DAILY FILM DOSE: A Daily Film Appreciation and Review Blog: The Killers (1946)

Friday 9 April 2010

The Killers (1946)

The Killers (1946) dir. Robert Siodmak
Starring: Burt Lancaster, Ava Gardner, Edmund O’Brien

****

By Alan Bacchus

Film Noir does not get more hard boiled, tough and pulpy then Robert Siodmak’s original 1946 ‘The Killers’. Of course, it’s also based on a story by Ernest Hemingway whose mere presence lends it the tough street cred, but apparently his name above the title actually overstates his connection to the story and the film.

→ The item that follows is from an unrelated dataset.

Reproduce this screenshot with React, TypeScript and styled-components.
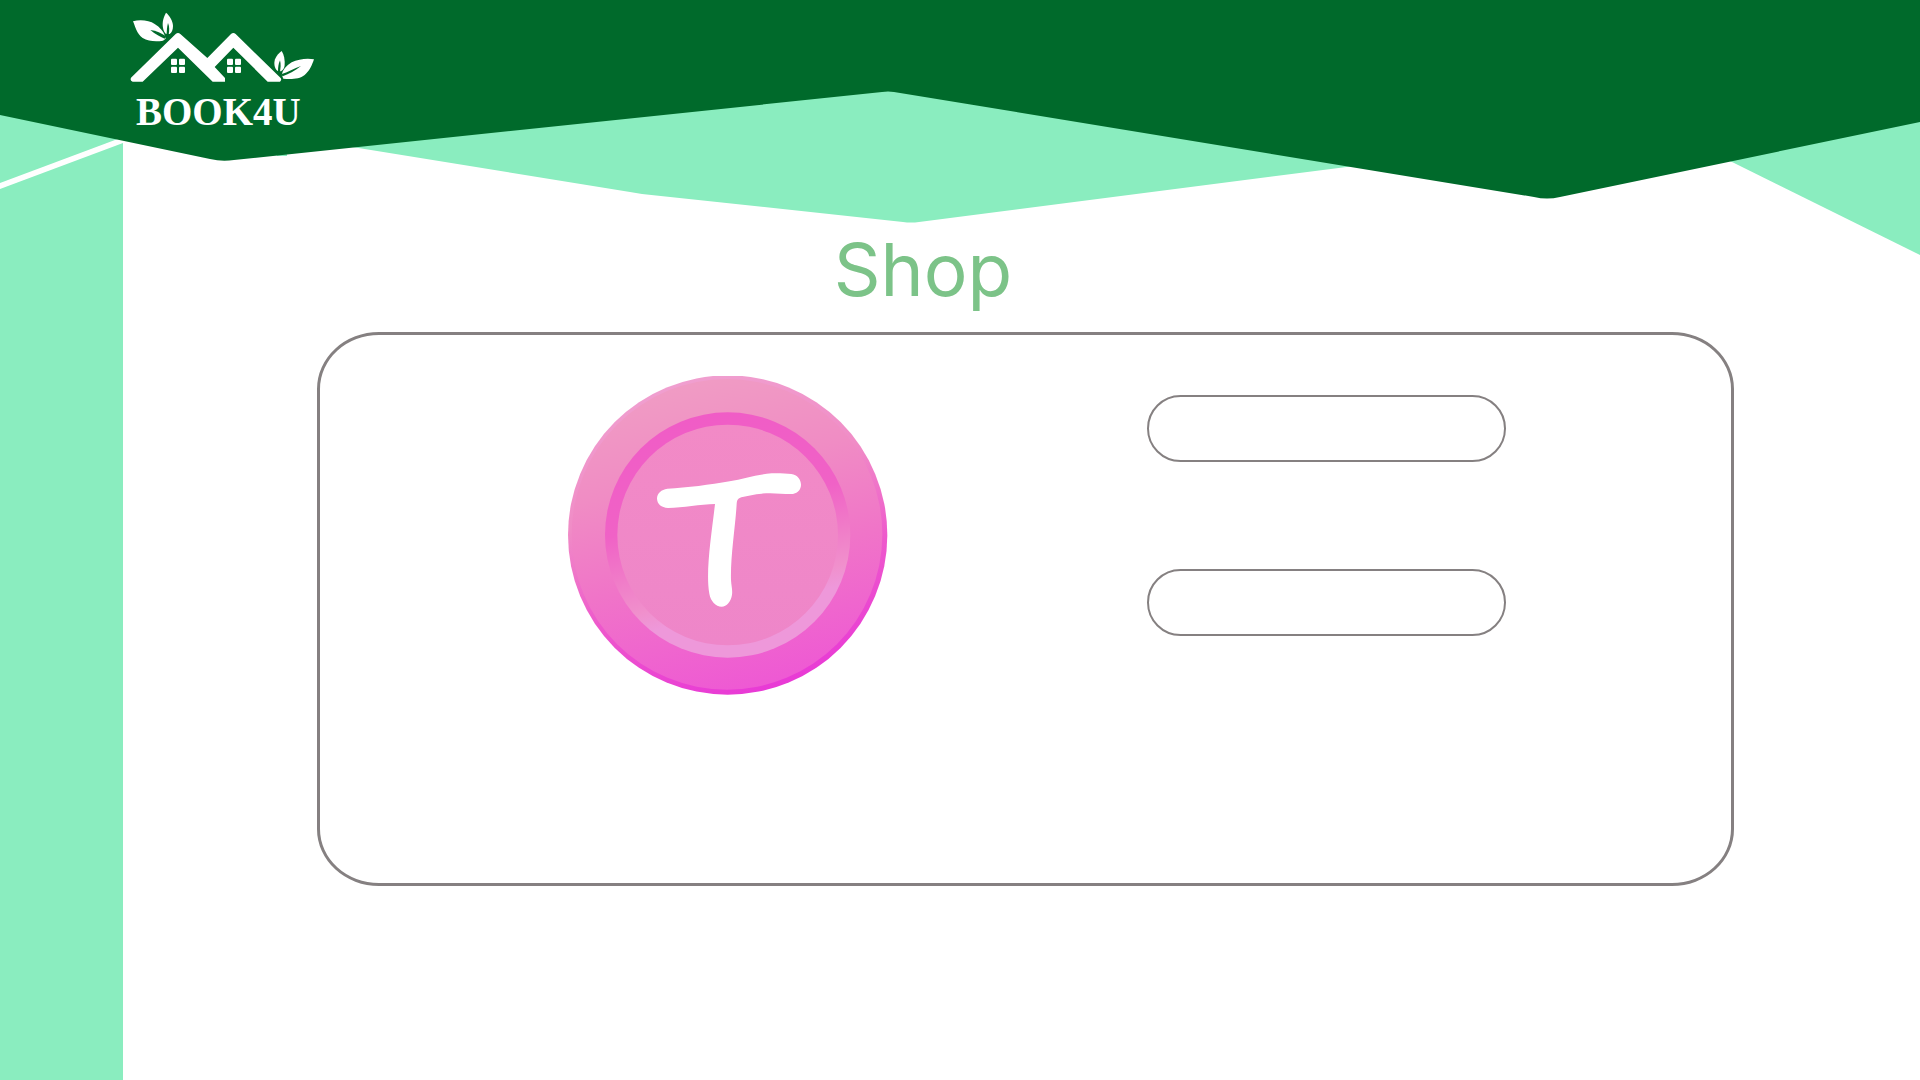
import React from "react";
import styled, { createGlobalStyle } from "styled-components";

const colors = {
  forest: "#006a2b",
  mint: "#8aedbf",
  title: "#7cc388",
  outline: "#858081",
  page: "#ffffff",
};

const GlobalStyle = createGlobalStyle`
  * { box-sizing: border-box; }
  body {
    margin: 0;
    background: ${colors.page};
    font-family: Inter, "Liberation Sans", sans-serif;
  }
`;

const Page = styled.div`
  display: grid;
  grid-template-columns: minmax(0, 1fr);
  min-height: 100vh;
`;

const Backdrop = styled.div`
  grid-area: 1 / 1;
  display: flex;
  flex-direction: column;
`;

const Banner = styled.svg`
  display: block;
  width: 100%;
  height: 255px;
`;

const SideBand = styled.div`
  flex: 1;
  width: 6.4%;
  background: ${colors.mint};
`;

const Content = styled.div`
  grid-area: 1 / 1;
  display: flex;
  flex-direction: column;
`;

const Header = styled.header`
  display: flex;
  height: 222px;
  padding: 12px 130px;
`;

const LogoLink = styled.a`
  display: flex;
  flex-direction: column;
  align-items: flex-start;
  align-self: flex-start;
  color: #fff;
  text-decoration: none;
`;

const LogoMark = styled.svg`
  display: block;
  width: 186px;
  height: 71px;
`;

const LogoName = styled.span`
  padding: 6px;
  font-family: "Liberation Serif", serif;
  font-size: 39px;
  font-weight: 700;
  line-height: 46px;
`;

const Title = styled.h1`
  margin: 0;
  padding-right: 74px;
  color: ${colors.title};
  font-size: 73px;
  font-weight: 400;
  line-height: 96px;
  text-align: center;
`;

const Panel = styled.main`
  display: flex;
  align-items: flex-start;
  gap: 259px;
  min-height: 554px;
  margin: 14px 186px 48px 317px;
  padding: 40px 0 40px 248px;
  border: 3px solid ${colors.outline};
  border-radius: 62px / 57px;
`;

const Coin = styled.svg`
  flex: none;
  width: 320px;
  height: 320px;
`;

const Form = styled.form`
  display: flex;
  flex: 0 1 359px;
  flex-direction: column;
  gap: 107px;
  padding-top: 20px;
`;

const Field = styled.input`
  width: 100%;
  height: 67px;
  padding: 0 32px;
  border: 2px solid ${colors.outline};
  border-radius: 34px;
  background: transparent;
  font: 24px Inter, "Liberation Sans", sans-serif;
`;

function BannerArt() {
  return (
    <Banner viewBox="0 0 1920 255" preserveAspectRatio="none" aria-hidden="true">
      <g fill={colors.mint}>
        <path d="M0 100H123V137L0 183Z" />
        <path d="M0 189L123 143V255H0Z" />
        <path d="M277 150H287V156H277Z" />
        <path d="M340 145L630 192Q636 193 642 194L903 222Q911 223 919 222L1370 164L900 60Z" />
        <path d="M1730 161L1920 255V100Z" />
      </g>
      <path
        fill={colors.forest}
        d="M0 0H1920V122L1560 197Q1547 200 1534 197L894 92Q888 91 882 92L234 160Q222 162 210 159L0 115Z"
      />
    </Banner>
  );
}

function Mark() {
  return (
    <LogoMark viewBox="30 36 558 213" aria-hidden="true">
      <g fill="#fff">
        <path d="M33 233L167 102Q174 96 181 102L262 174L333 102Q340 96 347 102L482 234Q486 239 480 245H443L340 143L284 201L315 234V245H278L174 143L68 245H38Q29 242 33 233Z" />
        <path d="M39 64C60 58 88 61 104 72C120 82 130 94 134 106L137 116L129 122C108 126 85 124 68 114C50 101 46 80 39 64Z" />
        <path d="M138 38C148 46 159 62 159 78C159 90 155 98 149 102L137 101C128 92 126 72 130 58C132 49 135 44 138 38Z" />
        <path d="M485 153C492 163 495 180 494 195C493 205 489 210 483 214L473 213C463 206 461 190 465 178C470 165 478 158 485 153Z" />
        <path d="M582 178C562 174 535 177 515 187C498 197 488 210 485 224L490 236C512 238 538 238 554 225C569 213 576 195 582 178Z" />
        {[153, 321].map((x) =>
          [0, 24].map((dx) =>
            [176, 200].map((y) => (
              <rect key={`${x + dx}-${y}`} x={x + dx} y={y} width="18" height="19" rx="3" />
            ))
          )
        )}
      </g>
      <g fill={colors.forest}>
        <path d="M91 90C108 92 126 100 138 109L134 116C120 110 104 102 91 90Z" />
        <path d="M144 69C149 80 148 92 146 104H140C140 92 141 80 144 69Z" />
        <path d="M480 181C483 192 482 203 480 216H474C474 203 475 192 480 181Z" />
        <path d="M543 198C525 212 508 221 488 229L483 223C504 216 522 206 543 198Z" />
      </g>
    </LogoMark>
  );
}

function TokenCoin() {
  return (
    <Coin viewBox="54 45 960 960" role="img" aria-label="Token coin">
      <defs>
        <linearGradient id="rim" x1="0.35" y1="0" x2="0.65" y2="1">
          <stop offset="0" stopColor="#f0a0d0" />
          <stop offset="0.35" stopColor="#f08cc6" />
          <stop offset="0.65" stopColor="#ee58cc" />
          <stop offset="1" stopColor="#e838d6" />
        </linearGradient>
        <linearGradient id="face" x1="0.38" y1="0" x2="0.62" y2="1">
          <stop offset="0" stopColor="#f09cc4" />
          <stop offset="0.3" stopColor="#f08cc4" />
          <stop offset="0.6" stopColor="#f074c8" />
          <stop offset="1" stopColor="#ee58d4" />
        </linearGradient>
        <linearGradient id="groove" x1="0.38" y1="0" x2="0.62" y2="1">
          <stop offset="0" stopColor="#f05cc6" />
          <stop offset="0.4" stopColor="#f062c6" />
          <stop offset="0.58" stopColor="#f07cc8" />
          <stop offset="0.72" stopColor="#f090cc" />
          <stop offset="0.8" stopColor="#ee98da" />
          <stop offset="1" stopColor="#ee98da" />
        </linearGradient>
        <linearGradient id="center" x1="0" y1="0" x2="0" y2="1">
          <stop offset="0" stopColor="#f28ac6" />
          <stop offset="1" stopColor="#ee86c9" />
        </linearGradient>
        <clipPath id="edge">
          <rect x="54" y="48" width="960" height="957" />
        </clipPath>
      </defs>
      <g clipPath="url(#edge)">
        <circle cx="533" cy="525" r="479" fill="url(#rim)" />
        <circle cx="531" cy="523" r="466" fill="url(#face)" />
      </g>
      <circle cx="533" cy="525" r="368" fill="url(#groove)" />
      <circle cx="533" cy="525" r="331" fill="url(#center)" />
      <path
        fill="#fff"
        d="M352 386C412 384 480 374 539 364C580 356 620 343 665 340C688 339 708 341 724 342C742 344 753 359 753 374C753 389 742 402 722 402C695 402 665 397 635 401C614 403 594 407 574 412C564 415 561 420 560 432C556 500 541 590 543 660C544 678 548 690 546 704C543 724 530 740 515 740C497 740 482 723 478 701C466 635 485 520 495 432C450 433 400 443 354 444C334 443 321 433 321 415C322 399 334 389 352 386Z"
      />
    </Coin>
  );
}

export default function App() {
  return (
    <>
      <GlobalStyle />
      <Page>
        <Backdrop>
          <BannerArt />
          <SideBand />
        </Backdrop>
        <Content>
          <Header>
            <LogoLink href="#">
              <Mark />
              <LogoName>BOOK4U</LogoName>
            </LogoLink>
          </Header>
          <Title>Shop</Title>
          <Panel>
            <TokenCoin />
            <Form>
              <Field type="text" name="quantity" aria-label="Quantity" />
              <Field type="text" name="total" aria-label="Total" />
            </Form>
          </Panel>
        </Content>
      </Page>
    </>
  );
}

The opening scene, which is Hemingway’s more than anything else in the film, is a stunner. In fact, it’s so good, it feels like a set piece lifted from another film. Two hitmen wearing overcoats and black hats walk into a small diner with ice cold attitude to spare. After bullying around the two occupants they reveal they’re here to do a hit job on someone called ‘The Swede’. Their banter is some of the sharpest hard boiled noir dialogue ever written. It’s so cold and ruthless it feels like a parody of crime dialogue. Soon we learn The Swede is Ole Anderson (Burt Lancaster’s first starring role), an ex-boxer and small time hood, and is indeed killed, but who dies without a fight as if accepting his fate as some kind of penance.

We learn his insurance policy lists an unrelated old woman, a near stranger, whom he boarded with once years ago as his benefactor. Enter crack insurance agent Jim Reardon (Edmund O’Brien) who seeks to trace back Ole’s life and find the secrets behind his mysterious death.

Writer Anthony Veiller (with some uncredited help from John Huston and Richard Brooks), does a Sunset Boulevard/Citizen Kane/Double Indemnity track back, bringing Reardon to the doorsteps of the influential people and events in his life. At the centre are a femme fatale dame Kitty Collins (Ava Gardner) and a burglary job with a number of double-crosses in between.

The caper anchors the film and is choreographed cinematically with the kind of distinct expressionistic technique we wouldn’t see until some of the great French crime films of the 50’s. The plotting scene is marvellous seedy, a shadowy poker game with boxing ring hoodlums, cigarette smoke creating ominous clouds adding textures to the scene. Ava Gardner, who forms a love triangle between the Swede and one of the thieves, is at her comely best. Just watch her posture as she watches the card game on the bed, dressed in a demure sweater. This is sexual napalm!

Siodmark who earned his stripes directing in Germany during the Lang/Murnau Expressionist days creates striking compositions. Elwood Bredell’s lighting nearly writes the book on the noir look. Long shadowsand harsh contrasty lighting dominate the frame. Swede’s funeral scene for instance, though filmed in an interior uses the studio control to create luscious and rich gothic cloudscape overhead. Bredell even uses Toland-style deep focus photography, low camera angles, dramatic camera moves, and long takes. The film's technical high point is the hat store robbery scene which is executed in one single unedited shot.

And lastly I can’t go on without mentioning Miklós Rózsa’s hard driving, an angry and violent pulsating rhythm as tough and brutal as anything else in the film. “The Killers” is a must see.

3 comments :

T.J. Hawke said...

Just saw that my college library has it so I will definitely check it out.

Have you seen the '64 version? I think i read that Reagan is in it.

Alan Bacchus said...

No haven't seen the 64 version, but it's Don Siegel, so it's worth a look. The criterion version has both films together.

Shubhajit said...

What a wonderful review of a wonderful film. Yeah, this certainly ranks as one of the greatest film noirs; hell, this would rank among the greatest films ever made.

The opening scene, as you have marvelously brought forth, indeed happens to be a set piece like few others. The icy cold dialogues don't just cut through the other characters present in the diner as well as the viewers, they form the perfect springboard for what follows as it sets the tone for film. The staccato dialogues and the nihilism of the script play major roles there.

Burt Lancaster is really good. But the movie fairly and squarely belongs to Ava Gardener, the most alluring and lethal femme fatales that I have watched, albeit at 24 frames-per-second.